Records with interface code:
┏━━

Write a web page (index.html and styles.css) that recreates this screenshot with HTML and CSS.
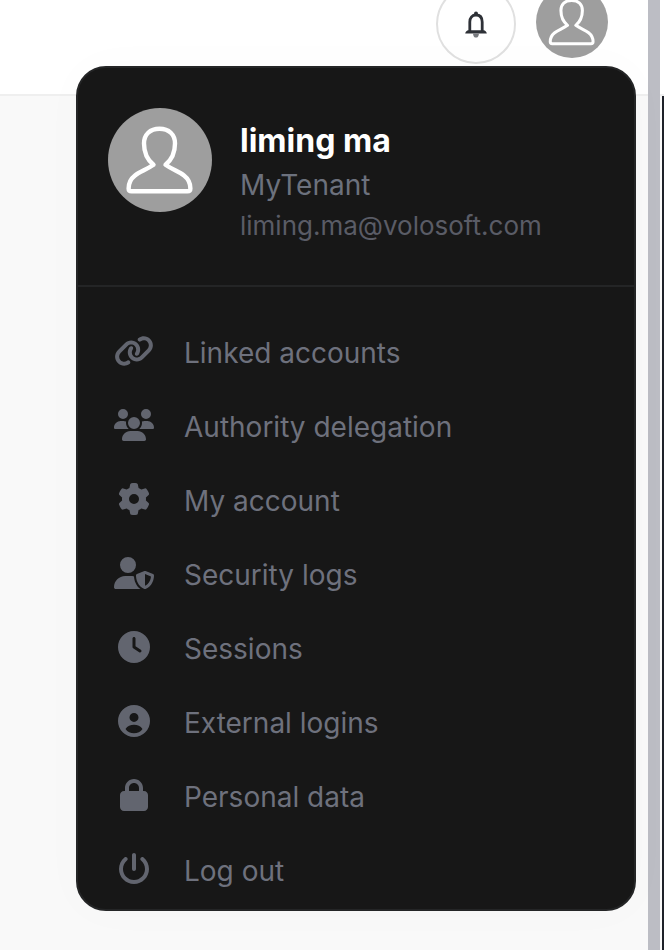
FILE: index.html
```html
<!DOCTYPE html>
<html lang="en">
<head>
<meta charset="utf-8">
<title>Account menu</title>
<link rel="stylesheet" href="styles.css">
</head>
<body>
<svg class="sprite" aria-hidden="true">
  <symbol id="person" viewBox="0 0 104 104">
    <path fill="none" stroke="#fff" stroke-width="4.4" stroke-linejoin="round" d="M51.5 20.8C42 20.8 36 26.5 36 35.5C36 44.5 39 51.5 45.5 56.8C38 62 32 63.5 27 67.5C22.5 71 20.6 75 20.6 80.5C20.6 82.5 21.5 83.3 23.5 83.3H79.5C81.5 83.3 82.4 82.5 82.4 80.5C82.4 75 80.5 71 76 67.5C71 63.5 65 62 57.5 56.8C64 51.5 67 44.5 67 35.5C67 26.5 61 20.8 51.5 20.8z"/>
  </symbol>
</svg>
<div class="shell">
  <div class="page">
    <header class="topbar">
      <button class="bell" type="button" aria-label="Notifications">
        <svg viewBox="0 0 24 28" width="24" height="28" aria-hidden="true">
          <circle cx="12" cy="3.4" r="2" fill="#2e3137"/>
          <path d="M5.8 21V12C5.8 7.6 8.2 5 12 5S18.2 7.6 18.2 12V21" fill="none" stroke="#2e3137" stroke-width="2.8"/>
          <path d="M1.2 23.4C1.4 21.4 3 20.4 4.4 20.2H19.6C21 20.4 22.6 21.4 22.8 23.4z" fill="#2e3137"/>
          <path d="M9 23.4H15C14.8 26.2 13.6 27.6 12 27.6S9.2 26.2 9 23.4z" fill="#77797e"/>
        </svg>
      </button>
      <button class="avatar avatar-small" type="button" aria-label="Account">
        <svg class="person" aria-hidden="true"><use href="#person"/></svg>
      </button>
    </header>
    <section class="account-menu" aria-label="Account menu">
      <div class="profile">
        <div class="avatar avatar-large"><svg class="person" aria-hidden="true"><use href="#person"/></svg></div>
        <div class="identity">
          <strong class="name">liming ma</strong>
          <span class="tenant">MyTenant</span>
          <span class="email">liming.ma@volosoft.com</span>
        </div>
      </div>
      <nav class="links">
        <a class="item" href="#linked"><svg class="icon" viewBox="0 0 640 512" aria-hidden="true"><path d="M579.8 267.7c56.5-56.5 56.5-148 0-204.5c-50-50-128.8-56.5-186.3-15.4l-1.6 1.1c-14.4 10.3-17.7 30.3-7.4 44.6s30.3 17.7 44.6 7.4l1.6-1.1c32.1-22.9 76-19.3 103.8 8.6c31.5 31.5 31.5 82.5 0 114L422.3 334.8c-31.5 31.5-82.5 31.5-114 0c-27.9-27.9-31.5-71.8-8.6-103.8l1.1-1.6c10.3-14.4 6.9-34.4-7.4-44.6s-34.4-6.9-44.6 7.4l-1.1 1.6C206.5 251.2 213 330 263 380c56.5 56.5 148 56.5 204.5 0L579.8 267.7zM60.2 244.3c-56.5 56.5-56.5 148 0 204.5c50 50 128.8 56.5 186.3 15.4l1.6-1.1c14.4-10.3 17.7-30.3 7.4-44.6s-30.3-17.7-44.6-7.4l-1.6 1.1c-32.1 22.9-76 19.3-103.8-8.6C74 372 74 321 105.5 289.5L217.7 177.2c31.5-31.5 82.5-31.5 114 0c27.9 27.9 31.5 71.8 8.6 103.9l-1.1 1.6c-10.3 14.4-6.9 34.4 7.4 44.6s34.4 6.9 44.6-7.4l1.1-1.6C433.5 260.8 427 182 377 132c-56.5-56.5-148-56.5-204.5 0L60.2 244.3z"/></svg>Linked accounts</a>
        <a class="item" href="#delegation"><svg class="icon" viewBox="0 0 640 512" aria-hidden="true"><path d="M144 0a80 80 0 1 1 0 160A80 80 0 1 1 144 0zM512 0a80 80 0 1 1 0 160A80 80 0 1 1 512 0zM0 298.7C0 239.8 47.8 192 106.7 192h42.7c15.9 0 31 3.5 44.6 9.7c-1.3 7.2-1.9 14.7-1.9 22.3c0 38.2 16.8 72.5 43.3 96c-.2 0-.4 0-.7 0H21.3C9.6 320 0 310.4 0 298.7zM405.3 320c-.2 0-.4 0-.7 0c26.6-23.5 43.3-57.8 43.3-96c0-7.6-.7-15-1.9-22.3c13.6-6.3 28.7-9.7 44.6-9.7h42.7C592.2 192 640 239.8 640 298.7c0 11.8-9.6 21.3-21.3 21.3H405.3zM224 224a96 96 0 1 1 192 0 96 96 0 1 1 -192 0zM128 485.3C128 411.7 187.7 352 261.3 352H378.7C452.3 352 512 411.7 512 485.3c0 14.7-11.9 26.7-26.7 26.7H154.7c-14.7 0-26.7-11.9-26.7-26.7z"/></svg>Authority delegation</a>
        <a class="item" href="#account"><svg class="icon" viewBox="0 0 512 512" aria-hidden="true"><path d="M495.9 166.6c3.2 8.7 .5 18.4-6.4 24.6l-43.3 39.4c1.1 8.3 1.7 16.8 1.7 25.4s-.6 17.1-1.7 25.4l43.3 39.4c6.9 6.2 9.6 15.9 6.4 24.6c-4.4 11.9-9.7 23.3-15.8 34.3l-4.7 8.1c-6.6 11-14 21.4-22.1 31.2c-5.9 7.2-15.7 9.6-24.5 6.8l-55.7-17.7c-13.4 10.3-28.2 18.9-44 25.4l-12.5 57.1c-2 9.1-9 16.3-18.2 17.8c-13.8 2.3-28 3.5-42.5 3.5s-28.7-1.2-42.5-3.5c-9.2-1.5-16.2-8.7-18.2-17.8l-12.5-57.1c-15.8-6.5-30.6-15.1-44-25.4L83.1 425.9c-8.8 2.8-18.6 .3-24.5-6.8c-8.1-9.8-15.5-20.2-22.1-31.2l-4.7-8.1c-6.1-11-11.4-22.4-15.8-34.3c-3.2-8.7-.5-18.4 6.4-24.6l43.3-39.4C64.6 273.1 64 264.6 64 256s.6-17.1 1.7-25.4L22.4 191.2c-6.9-6.2-9.6-15.9-6.4-24.6c4.4-11.9 9.7-23.3 15.8-34.3l4.7-8.1c6.6-11 14-21.4 22.1-31.2c5.9-7.2 15.7-9.6 24.5-6.8l55.7 17.7c13.4-10.3 28.2-18.9 44-25.4l12.5-57.1c2-9.1 9-16.3 18.2-17.8C227.3 1.2 241.5 0 256 0s28.7 1.2 42.5 3.5c9.2 1.5 16.2 8.7 18.2 17.8l12.5 57.1c15.8 6.5 30.6 15.1 44 25.4l55.7-17.7c8.8-2.8 18.6-.3 24.5 6.8c8.1 9.8 15.5 20.2 22.1 31.2l4.7 8.1c6.1 11 11.4 22.4 15.8 34.3zM256 336a80 80 0 1 0 0-160 80 80 0 1 0 0 160z"/></svg>My account</a>
        <a class="item" href="#security"><svg class="icon" viewBox="0 0 640 512" aria-hidden="true"><path d="M224 256A128 128 0 1 0 224 0a128 128 0 1 0 0 256zm-45.7 48C79.8 304 0 383.8 0 482.3C0 498.7 13.3 512 29.7 512H418.3c1.8 0 3.5-.2 5.3-.5c-76.3-55.1-99.8-141-103.1-200.2c-16.1-4.8-33.1-7.3-50.7-7.3H178.3zm308.8-78.3l-120 48C358 277.4 352 286.2 352 296c0 63.3 25.9 168.8 134.8 214.2c5.9 2.5 12.6 2.5 18.5 0C614.1 464.8 640 359.3 640 296c0-9.8-6-18.6-15.1-22.3l-120-48c-5.7-2.3-12.1-2.3-17.8 0zM591.4 312c-3.9 50.7-27.2 116.7-95.4 149.7V273.8L591.4 312z"/></svg>Security logs</a>
        <a class="item" href="#sessions"><svg class="icon" viewBox="0 0 512 512" aria-hidden="true"><path d="M256 0a256 256 0 1 1 0 512A256 256 0 1 1 256 0zM232 120V256c0 8 4 15.5 10.7 20l96 64c11 7.4 25.9 4.4 33.3-6.7s4.4-25.9-6.7-33.3L280 243.2V120c0-13.3-10.7-24-24-24s-24 10.7-24 24z"/></svg>Sessions</a>
        <a class="item" href="#external"><svg class="icon" viewBox="0 0 32 32" aria-hidden="true"><path fill-rule="evenodd" d="M16 0a16 16 0 1 1 0 32A16 16 0 1 1 16 0zM16 7.9a4.5 4.5 0 1 0 0 9A4.5 4.5 0 1 0 16 7.9zM7.5 24C9.5 26.9 12.5 28.3 16 28.3S22.5 26.9 24.5 24C22.6 21.2 19.5 19.8 16 19.8S9.4 21.2 7.5 24z"/></svg>External logins</a>
        <a class="item" href="#personal"><svg class="icon" viewBox="0 0 448 512" aria-hidden="true"><path d="M144 144v48H304V144c0-44.2-35.8-80-80-80s-80 35.8-80 80zM80 192V144C80 64.5 144.5 0 224 0s144 64.5 144 144v48h16c35.3 0 64 28.7 64 64V448c0 35.3-28.7 64-64 64H64c-35.3 0-64-28.7-64-64V256c0-35.3 28.7-64 64-64H80z"/></svg>Personal data</a>
        <a class="item" href="#logout"><svg class="icon" viewBox="0 0 512 512" aria-hidden="true"><path d="M288 32c0-17.7-14.3-32-32-32s-32 14.3-32 32V256c0 17.7 14.3 32 32 32s32-14.3 32-32V32zM143.5 120.6c13.6-11.3 15.4-31.5 4.1-45.1s-31.5-15.4-45.1-4.1C49.7 115.4 16 181.8 16 256c0 132.5 107.5 240 240 240s240-107.5 240-240c0-74.2-33.8-140.6-86.6-184.6c-13.6-11.3-33.8-9.4-45.1 4.1s-9.4 33.8 4.1 45.1c38.9 32.3 63.5 81 63.5 135.4c0 97.2-78.8 176-176 176s-176-78.8-176-176c0-54.4 24.7-103.1 63.5-135.4z"/></svg>Log out</a>
      </nav>
    </section>
  </div>
  <div class="track"></div>
  <div class="edge">
    <div class="edge-top"></div>
    <div class="edge-body"></div>
  </div>
</div>
</body>
</html>
```
FILE: styles.css
```css
* {
  box-sizing: border-box;
}

body {
  margin: 0;
  background: #f9f9f9;
  font-family: Inter, "Liberation Sans", sans-serif;
  overflow: hidden;
}

.sprite {
  position: absolute;
  width: 0;
  height: 0;
}

.shell {
  display: grid;
  grid-template-columns: 1fr 12px 4px;
  min-height: 100vh;
}

.page {
  position: relative;
}

.track {
  background: #bcbdc4;
}

.edge {
  display: flex;
  flex-direction: column;
}

.edge-top {
  height: 96px;
  background: #fff;
  border-bottom: 2px solid #efefef;
}

.edge-body {
  flex: 1;
  border-right: 2px solid #1e2129;
}

.topbar {
  display: flex;
  justify-content: flex-end;
  align-items: flex-start;
  gap: 20px;
  height: 96px;
  padding-right: 40px;
  background: #fff;
  border-bottom: 2px solid #efefef;
}

button {
  padding: 0;
  border: 0;
}

.bell {
  display: flex;
  align-items: center;
  justify-content: center;
  width: 80px;
  height: 80px;
  margin-top: -16px;
  background: #fff;
  border: 2px solid #e0e0e0;
  border-radius: 50%;
}

.avatar {
  flex: none;
  background: #9e9e9e;
  border-radius: 50%;
}

.avatar-small {
  width: 72px;
  height: 72px;
  margin-top: -14px;
}

.avatar-large {
  width: 104px;
  height: 104px;
}

.person {
  display: block;
  width: 100%;
  height: 100%;
}

.account-menu {
  position: absolute;
  top: 66px;
  right: 12px;
  left: 76px;
  padding-bottom: 1px;
  background: #171717;
  border: 2px solid #242526;
  border-radius: 30px;
  box-shadow: 0 0 48px rgba(0, 0, 0, 0.02);
}

.profile {
  display: flex;
  gap: 28px;
  padding: 40px 30px 41px;
  border-bottom: 2px solid #242526;
}

.identity {
  display: flex;
  flex-direction: column;
  gap: 1px;
  padding-top: 12px;
}

.name {
  color: #fff;
  font-size: 32px;
  font-weight: 700;
  line-height: 42px;
}

.tenant {
  color: #6c717d;
  font-size: 28px;
  line-height: 44px;
}

.email {
  color: #5a5c66;
  font-size: 26px;
  line-height: 36px;
}

.links {
  padding-top: 29px;
}

.item {
  display: flex;
  align-items: center;
  gap: 30px;
  height: 74px;
  padding: 0 36px;
  color: #6e717d;
  font-size: 28px;
  line-height: 42px;
  text-decoration: none;
}

.icon {
  flex: none;
  width: 40px;
  height: 32px;
  margin-bottom: 4px;
  fill: #62656f;
}
```
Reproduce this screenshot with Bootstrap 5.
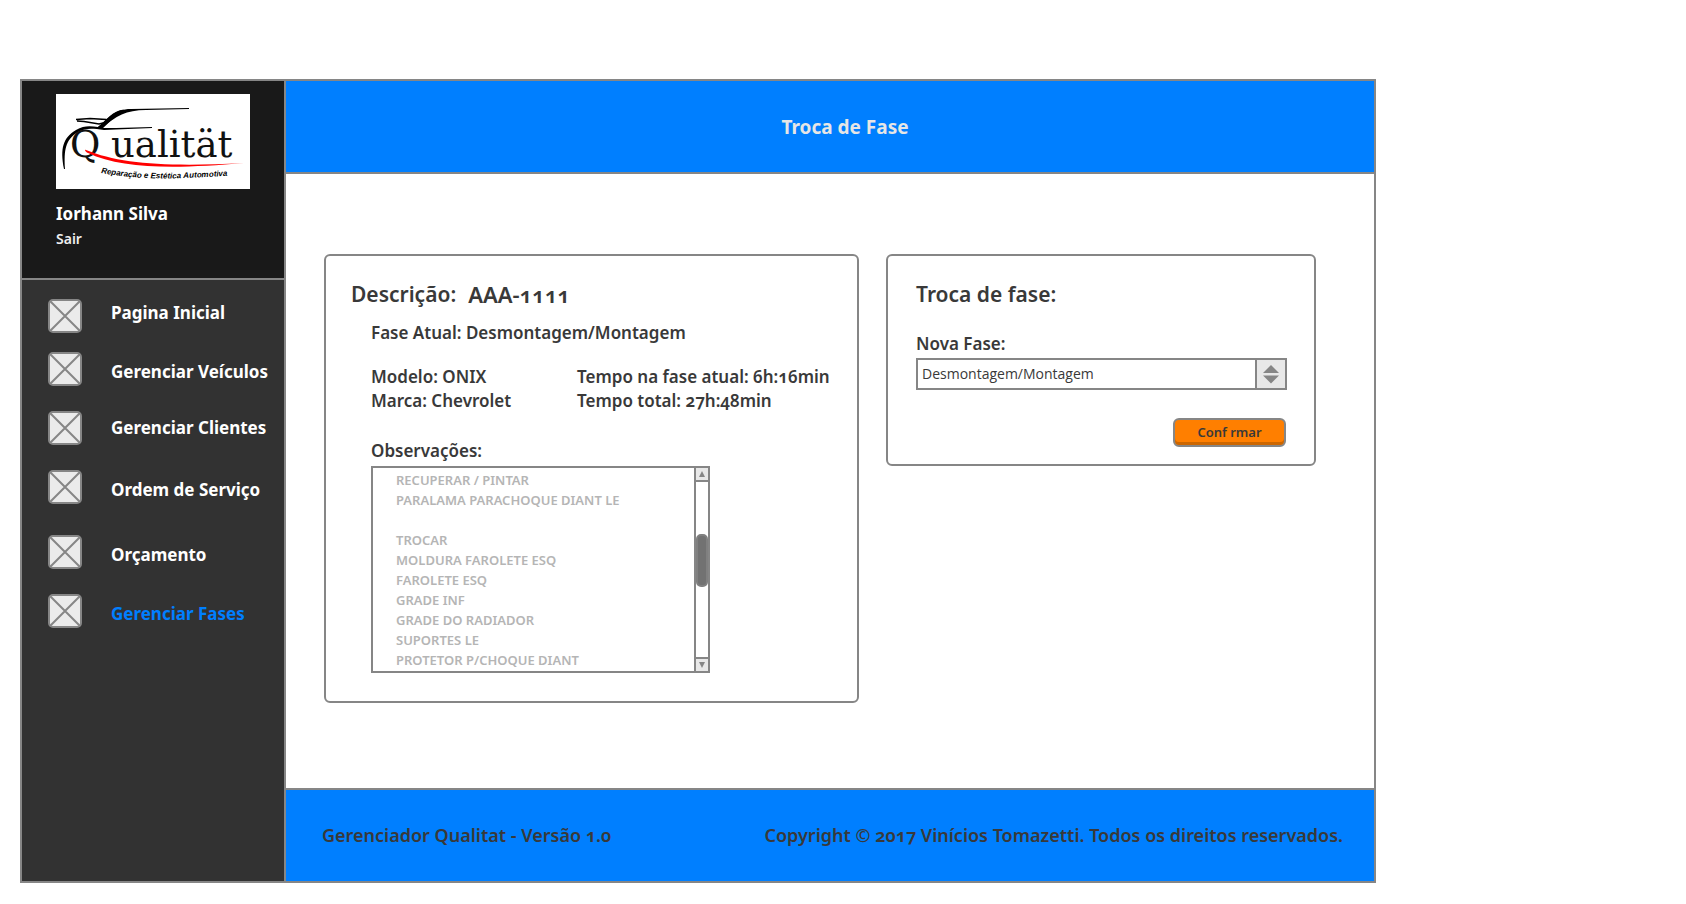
<!DOCTYPE html>
<html lang="pt-BR">
<head>
<meta charset="utf-8">
<meta name="viewport" content="width=device-width, initial-scale=1">
<title>Troca de Fase - Gerenciador Qualitat</title>
<link rel="stylesheet" href="https://cdn.jsdelivr.net/npm/bootstrap@5.3.0/dist/css/bootstrap.min.css">
<style>
:root { --line: #868686; --ink: #393939; --blue: #007fff; --soft: #e8e8e8; }
body { font-family: "Noto Sans", "Open Sans", sans-serif; font-variant-numeric: oldstyle-nums; font-size: 17px; line-height: 24px; font-weight: 600; color: var(--ink); background: #fff; }
.page { padding: 79px 310px 21px 20px; min-height: 100vh; }
.app-frame { border: 2px solid var(--line); }
.sidebar { flex: 0 0 264px; background: #323232; border-right: 2px solid var(--line); }
.profile { background: #191919; border-bottom: 2px solid var(--line); padding: 13px 34px 27px; }
.logo { width: 194px; height: 95px; background: #fff; }
.user-name { color: #fff; font-weight: 700; margin-top: 13px; }
.sign-out { color: #eee; font-size: 14px; text-decoration: none; }
.menu { padding: 19px 0 0 26px; }
.menu a { color: #fff; font-weight: 700; line-height: 28px; text-decoration: none; gap: 29px; }
.menu a.active { color: var(--blue); }
.menu svg { width: 34px; height: 34px; }
.menu li { margin-bottom: 25px; }
.menu li:first-child { margin-bottom: 19px; }
.menu li:nth-child(4) { margin-bottom: 31px; }
.bar { background: var(--blue); }
.top-bar { height: 93px; border-bottom: 2px solid var(--line); padding: 2px 0 0 30px; }
.top-bar h1 { color: #e6e6e6; font-size: 19px; font-weight: 700; margin: 0; }
.bottom-bar { height: 93px; border-top: 2px solid var(--line); font-size: 18px; padding: 0 31px 2px 36px; }
.panels { display: grid; grid-template-columns: 535fr 430fr; column-gap: 27px; align-items: start; padding: 80px 58px 60px 38px; }
.panel { border: 2px solid var(--line); border-radius: 6px; padding: 24px 25px 28px; }
.panel-side { padding: 24px 27px 17px 28px; }
.panel h2 { font-size: 21px; line-height: 28px; font-weight: 600; margin: 0; }
.panel h2.plate { font-size: 22px; }
.details { padding-left: 20px; }
.phase { margin-top: 13px; }
.facts { display: grid; grid-template-columns: 206px 1fr; margin-top: 20px; white-space: nowrap; }
.notes-label { margin-top: 26px; }
.notes { width: 339px; height: 207px; border: 2px solid var(--line); margin-top: 3px; }
.notes textarea { border: 0; outline: 0; resize: none; overflow: hidden; color: #b5b5b5; background: #fff; font-size: 13px; font-weight: 600; line-height: 20px; padding: 2px 0 0 23px; }
.scroller { width: 14px; border-left: 2px solid var(--line); }
.scroller button { height: 12px; border: 0; padding: 0; background: var(--soft); display: flex; align-items: center; justify-content: center; box-sizing: content-box; }
.scroller .up { border-bottom: 2px solid var(--line); }
.scroller .down { border-top: 2px solid var(--line); }
.scroller svg { width: 8px; height: 8px; }
.track { padding-top: 52px; }
.thumb { height: 53px; background: #727272; border: 2px solid #808080; border-radius: 5px; }
.new-phase { margin-top: 24px; }
.picker { border: 2px solid var(--line); height: 32px; margin-top: 2px; background: linear-gradient(var(--soft), var(--soft)) right / 28px 100% no-repeat; position: relative; }
.picker select { appearance: none; display: block; width: 100%; height: 28px; border: 0; outline: 0; background: transparent; padding: 0 34px 2px 4px; color: var(--ink); font: 400 14px "Open Sans", sans-serif; }
.picker svg { position: absolute; right: 0; top: 0; width: 30px; height: 28px; pointer-events: none; border-left: 2px solid var(--line); }
.btn-go { width: 113px; height: 29px; background: #ff7f00; border: 2px solid var(--line); border-radius: 6px; box-shadow: inset 0 -3px #cc6600; color: var(--ink); font-size: 13px; line-height: 16px; font-weight: 600; padding: 0 0 2px; margin: 28px 1px 0 0; }
</style>
</head>
<body>
<svg class="d-none" aria-hidden="true">
  <symbol id="box" viewBox="0 0 34 34"><rect x="1" y="1" width="32" height="32" rx="4" fill="#ebebeb" stroke="#868686" stroke-width="2"/><path d="M2 2l30 30M32 2L2 32" stroke="#868686" stroke-width="2"/></symbol>
</svg>
<div class="page d-flex">
  <div class="app-frame d-flex flex-grow-1">
    <aside class="sidebar">
      <div class="profile">
        <svg class="logo d-block" viewBox="0 0 194 95" role="img" aria-label="Qualität">
          <path d="M8 75C4 54 7 44 20 36C28 31 35 32 42 33C52 25 58 15 75 15L133 14V15L90 16C70 16 60 22 46 34L60 34L96 33V34L48 36C35 34 30 34 22 38C9 46 8 56 9 75Z" fill="#000"/>
          <path d="M42 33C52 25 56 17 68 15.500C60 20 55 27 46 35Z" fill="#000"/>
          <path d="M20 25.500L34 24.500L50 25.500L51 28L43 30L28 27.500L21 27" fill="none" stroke="#000" stroke-width="1.500"/>
          <text x="14" y="63" font-family="DejaVu Serif, serif" font-size="37" font-weight="400" fill="#111">Q</text>
          <text x="55" y="63" font-family="DejaVu Serif, serif" font-size="37" font-weight="400" fill="#111">ualität</text>
          <path d="M30 56C64 70 112 73 188 69C120 75 65 75 32 59C28 57 29 55 30 56Z" fill="#f00"/>
          <path id="arc" d="M45 79Q85 86 130 84T192 80" fill="none"/>
          <text font-family="Liberation Sans, sans-serif" font-size="8" font-weight="700" font-style="italic" fill="#000"><textPath href="#arc">Reparação e Estética Automotiva</textPath></text>
        </svg>
        <div class="user-name">Iorhann Silva</div>
        <a class="sign-out" href="#">Sair</a>
      </div>
      <nav>
        <ul class="menu list-unstyled mb-0">
          <li><a class="d-flex align-items-start" href="#"><svg><use href="#box"/></svg>Pagina Inicial</a></li>
          <li><a class="d-flex align-items-end" href="#"><svg><use href="#box"/></svg>Gerenciar Veículos</a></li>
          <li><a class="d-flex align-items-center" href="#"><svg><use href="#box"/></svg>Gerenciar Clientes</a></li>
          <li><a class="d-flex align-items-end" href="#"><svg><use href="#box"/></svg>Ordem de Serviço</a></li>
          <li><a class="d-flex align-items-end" href="#"><svg><use href="#box"/></svg>Orçamento</a></li>
          <li><a class="d-flex align-items-end active" aria-current="page" href="#"><svg><use href="#box"/></svg>Gerenciar Fases</a></li>
        </ul>
      </nav>
    </aside>
    <div class="d-flex flex-column flex-grow-1">
      <header class="bar top-bar d-flex align-items-center justify-content-center"><h1>Troca de Fase</h1></header>
      <main class="panels flex-grow-1">
        <section class="panel">
          <div class="d-flex gap-2 align-items-center"><h2>Descrição:</h2><h2 class="plate ps-1">AAA-1111</h2></div>
          <div class="details">
            <div class="phase">Fase Atual: Desmontagem/Montagem</div>
            <div class="facts">
              <div>Modelo: ONIX</div><div>Tempo na fase atual: 6h:16min</div>
              <div>Marca: Chevrolet</div><div>Tempo total: 27h:48min</div>
            </div>
            <label class="notes-label d-block" for="notes">Observações:</label>
            <div class="notes d-flex">
              <textarea id="notes" class="flex-grow-1" readonly spellcheck="false">RECUPERAR / PINTAR
PARALAMA PARACHOQUE DIANT LE

TROCAR
MOLDURA FAROLETE ESQ
FAROLETE ESQ
GRADE INF
GRADE DO RADIADOR
SUPORTES LE
PROTETOR P/CHOQUE DIANT</textarea>
              <div class="scroller d-flex flex-column">
                <button class="up" type="button" aria-label="Rolar para cima"><svg viewBox="0 0 8 8"><path d="M4 1l3 6H1z" fill="#868686"/></svg></button>
                <div class="track flex-grow-1"><div class="thumb"></div></div>
                <button class="down" type="button" aria-label="Rolar para baixo"><svg viewBox="0 0 8 8"><path d="M4 7l3-6H1z" fill="#868686"/></svg></button>
              </div>
            </div>
          </div>
        </section>
        <section class="panel panel-side">
          <h2>Troca de fase:</h2>
          <label class="new-phase d-block" for="phase">Nova Fase:</label>
          <div class="picker">
            <select id="phase"><option>Desmontagem/Montagem</option></select>
            <svg viewBox="0 0 28 28" aria-hidden="true"><path d="M6 13l8-8 8 8zM6 15.500h16l-8 8z" fill="#868686"/></svg>
          </div>
          <div class="text-end"><button class="btn-go" type="button">Conf rmar</button></div>
        </section>
      </main>
      <footer class="bar bottom-bar d-flex align-items-center justify-content-between">
        <span>Gerenciador Qualitat - Versão 1.0</span>
        <span>Copyright © 2017 Vinícios Tomazetti. Todos os direitos reservados.</span>
      </footer>
    </div>
  </div>
</div>
<script src="https://cdn.jsdelivr.net/npm/bootstrap@5.3.0/dist/js/bootstrap.bundle.min.js"></script>
</body>
</html>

┗━━

Brief: Each line above that holds the string "this" should be copied and shown.

Task output:
Write a web page (index.html and styles.css) that recreates this screenshot with HTML and CSS.
Reproduce this screenshot with Bootstrap 5.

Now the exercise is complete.